Given that it’s harder to sell shares in unlisted companies quickly, this has meant that Woodford has had to sell down some of the portfolio’s larger, more liquid holdings. As a result, the portfolio has ended up being much more heavily-weighted to smaller, riskier companies. At one point, the portfolio was more than 50% invested in FTSE 100 stocks; this proportion is now less than 20%.
Faith isn’t always enough
So if you are invested, should you hold on? Woodford’s firm maintains the fund is well-positioned for a post-Brexit Britain, having spent the past 18 months focusing on UK domestically-exposed equities. Yet while UK housebuilder Barratt Developments is the second-largest holding, the top ten still includes a US-listed, loss-making biotech and an unlisted artificial intelligence group. This strikes us as neither a traditional income fund, nor a contrarian play on Brexit.
If you still have faith in Woodford, hang on. If, instead, you’re looking for a reliable income, you might look at the Troy Trojan Income fund, which yields 4.4% and topped insurer Sanlam’s latest list of UK equity income funds.
Or if you specifically want to invest in early-stage life-sciences firms, you may instead choose to wait for shares in investment trust Syncona (LSE: SYNC), which has done very well in recent years, to trade at a lower premium to NAV (the premium is currently a massive 35%).
Activist watch
Hedge fund Barington Capital has built up a small stake in Victoria’s Secret owner L Brands, and is urging the company to consider splitting its “booming” Bath & Body Works division from the struggling lingerie chain, says Cara Lombardo in The Wall Street Journal.
The activist investor has written to L Brands’s chief executive and chairman, Leslie Wexner, arguing that Victoria’s Secret could be “rejuvenated” by improving merchandise and updating its branding, and calling for board directors, including those with tenures of longer than 30 years, to be replaced.

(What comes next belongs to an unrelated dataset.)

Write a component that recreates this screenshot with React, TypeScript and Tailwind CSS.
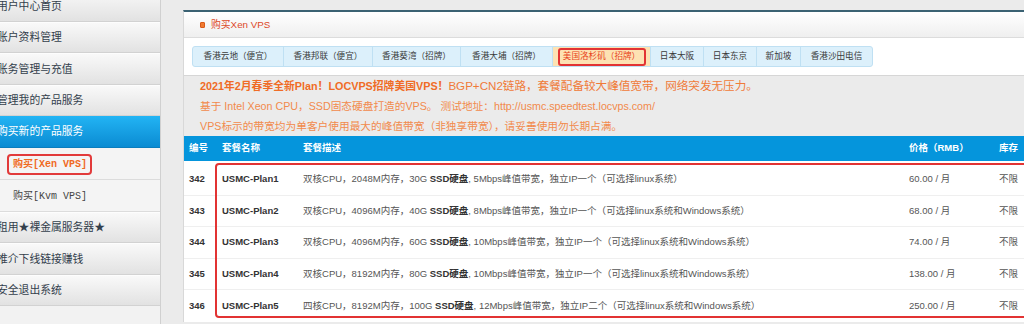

Wexner, who founded and has run L Brands for more than 50 years, controls roughly 17% of the shares. By contrast, Barington Capital owns under 1% of the company.
Short positions… cannabis ETF gets high
• Listed life-sciences fund Syncona is set to make £254m after Swiss biotech company Biogen agreed to buy its third-largest holding, Nightstar Therapeutics, for a “knockout” £633m, says Gavin Lumsden on Citywire’s Investment Trust Insider. Shares in the eye-disease specialist floated on US technology exchange Nasdaq 16 months ago, and soared by 66% when news of the bid broke.
Biogen’s offer of $25.5 per share represents a 70% premium to Nightstar’s recent share price, though it is below the $26.42 peak hit last September. Syncona, which owns a 38.8% stake in Nightstar, has achieved a 4.5-times return on its £56.4m investment in the company. Syncona will not return any of the money to shareholders, but will use it to make further investments in its portfolio of 13 holdings and pipeline of new companies. The acquisition is also good news for fund manager Neil Woodford (see above): his equity income fund holds 0.25% of its assets in Nightstar.
• The world’s first cannabis exchange-traded fund (ETF) is set to become the second-most profitable ETF in Canada, says the Financial Times. The Horizons Marijuana Life Sciences Index fund has returned more than 50% so far in the year-to-date, amid a frenzy for cannabis-related stocks. The fund’s high annual management charge (0.75%, high for an ETF, particularly compared to more general trackers) and ability to earn fees from lending stock (for cannabis sceptics to short-sell) means it is fast catching up to Canada’s most profitable ETF, which is five times larger.